Where a line in the listing below contains the word "table", copy that line.
START
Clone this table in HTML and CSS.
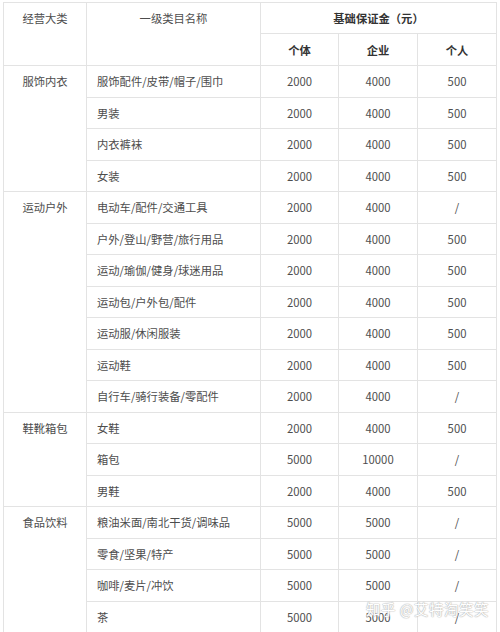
FILE: index.html
```html
<!DOCTYPE html>
<html lang="zh-CN">
<head>
<meta charset="utf-8">
<link rel="stylesheet" href="styles.css">
</head>
<body>
<div class="page">
<table class="fee">
  <colgroup>
    <col class="c1"><col class="c2"><col class="c3"><col class="c4"><col class="c5">
  </colgroup>
  <thead>
    <tr class="h1">
      <th rowspan="2" class="top">经营大类</th>
      <th rowspan="2" class="top">一级类目名称</th>
      <th colspan="3" class="bold">基础保证金（元）</th>
    </tr>
    <tr class="h2">
      <th class="bold">个体</th>
      <th class="bold">企业</th>
      <th class="bold">个人</th>
    </tr>
  </thead>
  <tbody>
    <tr><td rowspan="4" class="cat">服饰内衣</td><td class="name">服饰配件/皮带/帽子/围巾</td><td>2000</td><td>4000</td><td>500</td></tr>
    <tr><td class="name">男装</td><td>2000</td><td>4000</td><td>500</td></tr>
    <tr><td class="name">内衣裤袜</td><td>2000</td><td>4000</td><td>500</td></tr>
    <tr><td class="name">女装</td><td>2000</td><td>4000</td><td>500</td></tr>
    <tr><td rowspan="7" class="cat">运动户外</td><td class="name">电动车/配件/交通工具</td><td>2000</td><td>4000</td><td>/</td></tr>
    <tr><td class="name">户外/登山/野营/旅行用品</td><td>2000</td><td>4000</td><td>500</td></tr>
    <tr><td class="name">运动/瑜伽/健身/球迷用品</td><td>2000</td><td>4000</td><td>500</td></tr>
    <tr><td class="name">运动包/户外包/配件</td><td>2000</td><td>4000</td><td>500</td></tr>
    <tr><td class="name">运动服/休闲服装</td><td>2000</td><td>4000</td><td>500</td></tr>
    <tr><td class="name">运动鞋</td><td>2000</td><td>4000</td><td>500</td></tr>
    <tr><td class="name">自行车/骑行装备/零配件</td><td>2000</td><td>4000</td><td>/</td></tr>
    <tr><td rowspan="3" class="cat">鞋靴箱包</td><td class="name">女鞋</td><td>2000</td><td>4000</td><td>500</td></tr>
    <tr><td class="name">箱包</td><td>5000</td><td>10000</td><td>/</td></tr>
    <tr><td class="name">男鞋</td><td>2000</td><td>4000</td><td>500</td></tr>
    <tr><td rowspan="4" class="cat">食品饮料</td><td class="name">粮油米面/南北干货/调味品</td><td>5000</td><td>5000</td><td>/</td></tr>
    <tr><td class="name">零食/坚果/特产</td><td>5000</td><td>5000</td><td>/</td></tr>
    <tr><td class="name">咖啡/麦片/冲饮</td><td>5000</td><td>5000</td><td>/</td></tr>
    <tr><td class="name">茶</td><td>5000</td><td>5000</td><td>/</td></tr>
  </tbody>
</table>
<div class="watermark">知乎 @艾特淘笑笑</div>
</div>
</body>
</html>
```
FILE: styles.css
```css
html, body {
  margin: 0;
  padding: 0;
  background: #ffffff;
}
body {
  width: 500px;
  height: 632px;
  overflow: hidden;
}
.page {
  position: relative;
  padding: 2px 0 0 3px;
  font-family: "Noto Sans CJK SC", "Microsoft YaHei", sans-serif;
  font-size: 11.3px;
  color: #4d4d4d;
}
.fee {
  border-collapse: collapse;
  table-layout: fixed;
  width: 493px;
}
.c1 { width: 83px; }
.c2 { width: 174px; }
.c3 { width: 78px; }
.c4 { width: 79px; }
.c5 { width: 79px; }
.fee th, .fee td {
  border: 1px solid #e3e3e3;
  padding: 0;
  line-height: 16px;
  text-align: center;
  vertical-align: middle;
  font-weight: normal;
}
.fee .h1 { height: 31px; }
.fee .h2 { height: 32px; }
.fee tbody tr { height: 31.5px; }
.fee th.top {
  vertical-align: top;
  padding-top: 7px;
}
.fee th.bold {
  font-weight: bold;
  color: #333333;
}
.fee td.cat {
  vertical-align: top;
  padding-top: 7px;
}
.fee td.name {
  text-align: left;
  padding-left: 10px;
}
.watermark {
  position: absolute;
  left: 366px;
  top: 600px;
  font-size: 14.5px;
  line-height: 18px;
  color: #ffffff;
  letter-spacing: 0.5px;
  text-shadow: 0 0 1px #b4b4b4, 0 0 1px #b4b4b4, 0 0 2px #d0d0d0;
}
```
END
> **Response to this exercise**:
Clone this table in HTML and CSS.
<table class="fee">
</table>
  table-layout: fixed;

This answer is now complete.